## Work required
Find every line with the word "components". Copy those lines.

## Data extract
★ ★ ★
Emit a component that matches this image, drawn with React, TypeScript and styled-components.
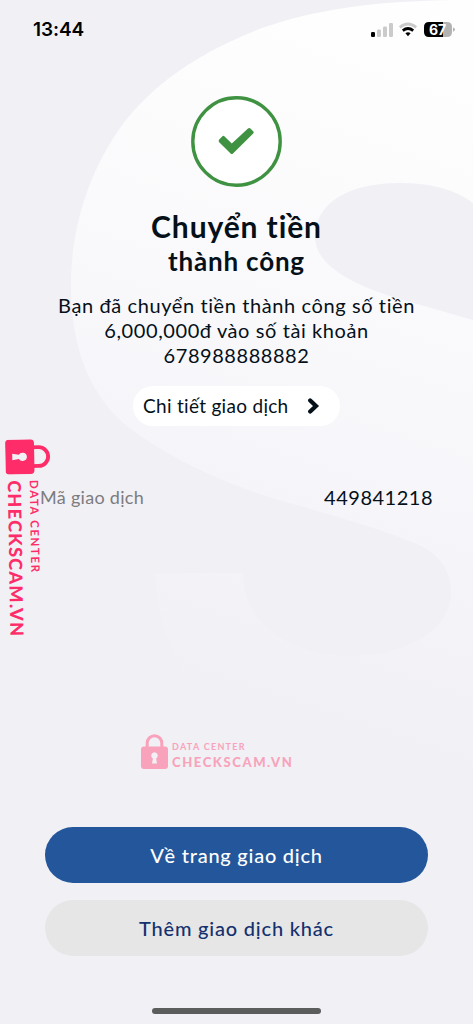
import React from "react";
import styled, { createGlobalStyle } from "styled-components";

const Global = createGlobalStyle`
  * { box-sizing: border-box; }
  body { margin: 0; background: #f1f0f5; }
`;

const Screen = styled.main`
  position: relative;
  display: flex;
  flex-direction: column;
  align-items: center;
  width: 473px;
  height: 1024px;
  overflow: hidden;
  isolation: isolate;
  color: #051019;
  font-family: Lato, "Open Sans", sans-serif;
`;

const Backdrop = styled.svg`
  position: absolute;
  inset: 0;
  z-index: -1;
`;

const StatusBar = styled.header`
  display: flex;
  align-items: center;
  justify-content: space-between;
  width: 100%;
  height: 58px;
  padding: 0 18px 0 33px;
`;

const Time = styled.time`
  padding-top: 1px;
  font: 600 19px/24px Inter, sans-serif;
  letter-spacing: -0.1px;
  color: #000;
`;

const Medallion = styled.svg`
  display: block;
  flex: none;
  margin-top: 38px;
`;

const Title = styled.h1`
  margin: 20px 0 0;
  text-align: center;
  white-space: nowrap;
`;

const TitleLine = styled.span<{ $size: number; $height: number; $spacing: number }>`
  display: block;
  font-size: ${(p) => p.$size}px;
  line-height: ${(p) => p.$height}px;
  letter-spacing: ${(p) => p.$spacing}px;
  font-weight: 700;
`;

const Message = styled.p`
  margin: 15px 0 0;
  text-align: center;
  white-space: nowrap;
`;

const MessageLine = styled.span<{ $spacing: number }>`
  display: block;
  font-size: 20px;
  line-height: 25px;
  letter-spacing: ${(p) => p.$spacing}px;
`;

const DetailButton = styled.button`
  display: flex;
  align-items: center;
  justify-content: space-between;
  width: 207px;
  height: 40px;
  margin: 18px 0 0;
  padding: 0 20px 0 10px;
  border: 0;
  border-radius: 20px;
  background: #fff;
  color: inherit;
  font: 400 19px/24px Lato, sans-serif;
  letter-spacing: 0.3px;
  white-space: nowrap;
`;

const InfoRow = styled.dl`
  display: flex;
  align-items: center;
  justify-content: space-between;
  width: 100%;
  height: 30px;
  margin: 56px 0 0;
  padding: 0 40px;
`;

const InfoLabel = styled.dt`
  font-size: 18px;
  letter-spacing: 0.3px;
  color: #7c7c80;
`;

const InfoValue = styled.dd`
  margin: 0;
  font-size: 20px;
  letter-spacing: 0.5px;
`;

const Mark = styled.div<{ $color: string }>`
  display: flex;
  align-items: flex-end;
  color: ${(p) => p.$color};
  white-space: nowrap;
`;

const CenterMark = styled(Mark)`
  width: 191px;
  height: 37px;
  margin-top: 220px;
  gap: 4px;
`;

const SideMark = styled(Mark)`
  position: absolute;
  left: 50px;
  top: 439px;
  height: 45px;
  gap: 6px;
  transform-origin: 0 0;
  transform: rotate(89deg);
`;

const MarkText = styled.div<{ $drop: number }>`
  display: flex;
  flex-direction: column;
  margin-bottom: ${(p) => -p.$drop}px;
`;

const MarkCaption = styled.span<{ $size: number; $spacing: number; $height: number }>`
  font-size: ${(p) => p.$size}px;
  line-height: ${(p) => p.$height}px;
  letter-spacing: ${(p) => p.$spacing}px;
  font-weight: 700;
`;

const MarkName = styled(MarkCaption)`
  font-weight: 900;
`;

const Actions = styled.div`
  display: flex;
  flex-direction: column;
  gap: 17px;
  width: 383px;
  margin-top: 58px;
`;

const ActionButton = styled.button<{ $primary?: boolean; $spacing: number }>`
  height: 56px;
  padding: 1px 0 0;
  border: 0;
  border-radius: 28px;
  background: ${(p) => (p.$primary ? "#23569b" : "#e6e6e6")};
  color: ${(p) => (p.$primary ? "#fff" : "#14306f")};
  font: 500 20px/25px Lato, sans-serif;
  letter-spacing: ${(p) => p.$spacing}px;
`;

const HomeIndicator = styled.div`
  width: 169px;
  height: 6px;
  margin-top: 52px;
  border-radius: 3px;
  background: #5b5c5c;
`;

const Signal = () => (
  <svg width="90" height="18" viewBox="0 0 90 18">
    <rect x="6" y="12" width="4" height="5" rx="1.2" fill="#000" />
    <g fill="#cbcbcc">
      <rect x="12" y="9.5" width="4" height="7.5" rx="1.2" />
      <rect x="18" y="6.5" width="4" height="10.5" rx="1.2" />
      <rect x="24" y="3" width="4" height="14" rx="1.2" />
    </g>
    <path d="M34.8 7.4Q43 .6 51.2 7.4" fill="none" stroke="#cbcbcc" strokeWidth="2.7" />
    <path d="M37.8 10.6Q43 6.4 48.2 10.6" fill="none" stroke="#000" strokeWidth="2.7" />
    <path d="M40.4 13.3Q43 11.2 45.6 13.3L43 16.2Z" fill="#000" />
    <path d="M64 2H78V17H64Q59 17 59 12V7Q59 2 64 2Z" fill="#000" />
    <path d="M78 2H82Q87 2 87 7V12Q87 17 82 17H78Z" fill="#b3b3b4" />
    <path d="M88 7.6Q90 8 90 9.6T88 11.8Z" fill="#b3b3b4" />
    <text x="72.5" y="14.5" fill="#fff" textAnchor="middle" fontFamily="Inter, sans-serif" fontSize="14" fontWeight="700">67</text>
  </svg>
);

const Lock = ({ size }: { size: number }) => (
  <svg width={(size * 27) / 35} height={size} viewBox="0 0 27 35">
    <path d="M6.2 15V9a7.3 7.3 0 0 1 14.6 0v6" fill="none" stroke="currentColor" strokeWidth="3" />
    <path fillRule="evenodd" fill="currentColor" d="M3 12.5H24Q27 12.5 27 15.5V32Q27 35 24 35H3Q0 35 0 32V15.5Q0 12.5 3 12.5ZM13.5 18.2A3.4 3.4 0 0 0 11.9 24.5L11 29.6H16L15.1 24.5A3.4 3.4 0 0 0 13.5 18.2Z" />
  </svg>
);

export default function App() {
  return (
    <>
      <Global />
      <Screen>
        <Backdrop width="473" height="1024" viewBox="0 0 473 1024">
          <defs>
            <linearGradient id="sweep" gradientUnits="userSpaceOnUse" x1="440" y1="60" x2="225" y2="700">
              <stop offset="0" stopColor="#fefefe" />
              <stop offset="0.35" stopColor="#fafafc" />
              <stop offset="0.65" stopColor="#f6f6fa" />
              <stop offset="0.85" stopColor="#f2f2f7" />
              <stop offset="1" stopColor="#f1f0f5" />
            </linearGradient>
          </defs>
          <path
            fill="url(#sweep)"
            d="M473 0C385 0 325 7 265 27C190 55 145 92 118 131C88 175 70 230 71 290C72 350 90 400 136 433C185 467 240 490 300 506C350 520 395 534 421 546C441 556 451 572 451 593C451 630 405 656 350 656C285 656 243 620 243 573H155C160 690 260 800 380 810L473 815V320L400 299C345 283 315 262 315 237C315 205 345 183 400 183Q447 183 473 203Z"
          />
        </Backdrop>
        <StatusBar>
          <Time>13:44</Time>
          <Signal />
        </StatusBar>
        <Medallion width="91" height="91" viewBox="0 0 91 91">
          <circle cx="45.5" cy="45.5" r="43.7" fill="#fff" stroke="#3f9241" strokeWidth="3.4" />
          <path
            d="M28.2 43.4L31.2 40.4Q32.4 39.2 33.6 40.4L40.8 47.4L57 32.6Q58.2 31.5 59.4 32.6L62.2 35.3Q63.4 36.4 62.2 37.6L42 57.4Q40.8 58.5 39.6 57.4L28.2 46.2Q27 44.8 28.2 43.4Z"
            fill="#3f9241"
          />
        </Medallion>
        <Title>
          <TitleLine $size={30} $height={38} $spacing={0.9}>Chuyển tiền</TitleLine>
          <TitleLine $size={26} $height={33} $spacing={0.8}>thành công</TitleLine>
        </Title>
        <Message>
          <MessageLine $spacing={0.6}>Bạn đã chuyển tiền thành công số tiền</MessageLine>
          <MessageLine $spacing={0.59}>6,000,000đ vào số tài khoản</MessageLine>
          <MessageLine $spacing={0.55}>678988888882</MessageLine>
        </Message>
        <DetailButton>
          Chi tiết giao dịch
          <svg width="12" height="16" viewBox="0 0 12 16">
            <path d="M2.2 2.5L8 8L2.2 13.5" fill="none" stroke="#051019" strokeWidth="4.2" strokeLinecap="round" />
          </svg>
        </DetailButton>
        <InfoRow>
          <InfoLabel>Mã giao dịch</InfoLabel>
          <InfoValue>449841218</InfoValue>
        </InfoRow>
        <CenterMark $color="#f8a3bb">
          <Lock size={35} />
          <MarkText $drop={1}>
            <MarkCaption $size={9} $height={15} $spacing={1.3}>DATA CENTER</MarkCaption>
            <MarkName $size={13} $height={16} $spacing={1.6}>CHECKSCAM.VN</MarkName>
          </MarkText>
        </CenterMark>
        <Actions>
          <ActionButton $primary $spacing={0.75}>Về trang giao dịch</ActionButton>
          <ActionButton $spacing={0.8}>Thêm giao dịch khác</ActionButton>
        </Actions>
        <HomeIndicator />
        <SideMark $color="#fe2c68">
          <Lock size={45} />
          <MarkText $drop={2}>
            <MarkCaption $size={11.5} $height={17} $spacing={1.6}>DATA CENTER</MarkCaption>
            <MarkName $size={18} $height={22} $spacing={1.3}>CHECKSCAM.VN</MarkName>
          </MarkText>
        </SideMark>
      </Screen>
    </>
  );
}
★ ★ ★
## Response below
Emit a component that matches this image, drawn with React, TypeScript and styled-components.
import styled, { createGlobalStyle } from "styled-components";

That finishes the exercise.